Aunque la vejez y sus dimensiones no sea recurrente en la literatura en general, un tema que pareciera tener fama de poco atractivo o sin particularidades, Griselda Gambaro salda esa falta en la tradición argentina –“La soledad”, “Fraternidad”, por ejemplo, que se encuentran en sus Relatos reunidos–, junto a Sylvia Molloy y su agudeza para ponerle palabras al olvido, ambas en la autoría de pensar a protagonistas lejos de los roles habituales, explotar los vínculos y las subjetividades de personas mayores, desafiando la tendencia a invisibilizar sus cuerpos y vivencias. También, en la búsqueda de un costado más romántico, el hilo nos puede dejar en esa relación que protagonizan Florentino y Fermina en El amor en los tiempos del cólera de Gabriel García Márquez y la libertad del reencuentro pasados acontecimientos y años.

La novela de Rozenblum es atractiva, con una escritura ligera, audaz y un tono liviano con atinado sentido del humor, pero no por todo esto menos profuso en el tratamiento del tema: la relación que se construye con el cuerpo y las distancias no siempre conciliatorias entre el mapa que se percibe desde el placer y aquel que construye la mirada ajena, disfrazada como propia. La voz narradora logra llevar un recorrido íntimo que transita tanto los costados de un cuerpo y su sexo, como el de sus sentimientos, celos, rechazos, y el de cierta configuración del deseo. Una mujer con la capacidad de generar empatía, como buena protagonista, con todas sus zonas erróneas a cuestas.

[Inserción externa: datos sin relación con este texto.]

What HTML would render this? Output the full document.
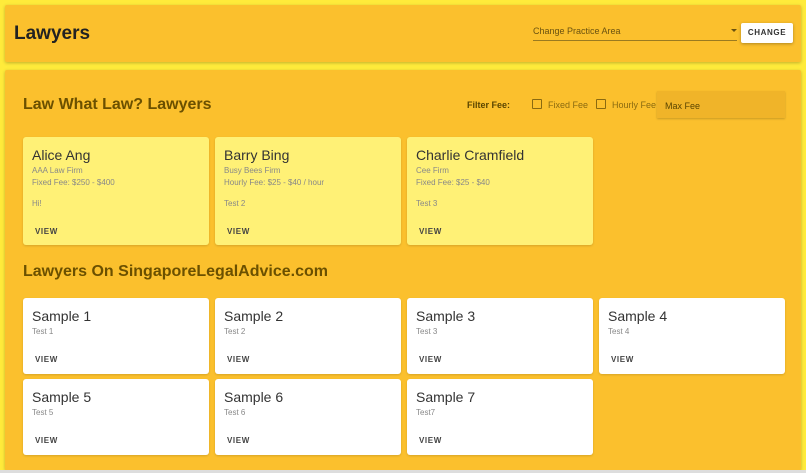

En Camino Hecho (1991), la poeta entrerriana Emma Barrandeguy lo dice muy bien en estos versos centrales de “El cuerpo”: pienso que los viejos son como todos/y apetecen sin pausa/si no han sido saciados./ El cuerpo gira ante sus ojos./Se los instala en la sabiduría/y no la tienen./Codician como jóvenes/tienen pequeñas ternuras/como mi amigo,/tiene lascivas preferencias, que no le cuentan a los otros/tienen derecho al amor/ aun a costa del ridículo.”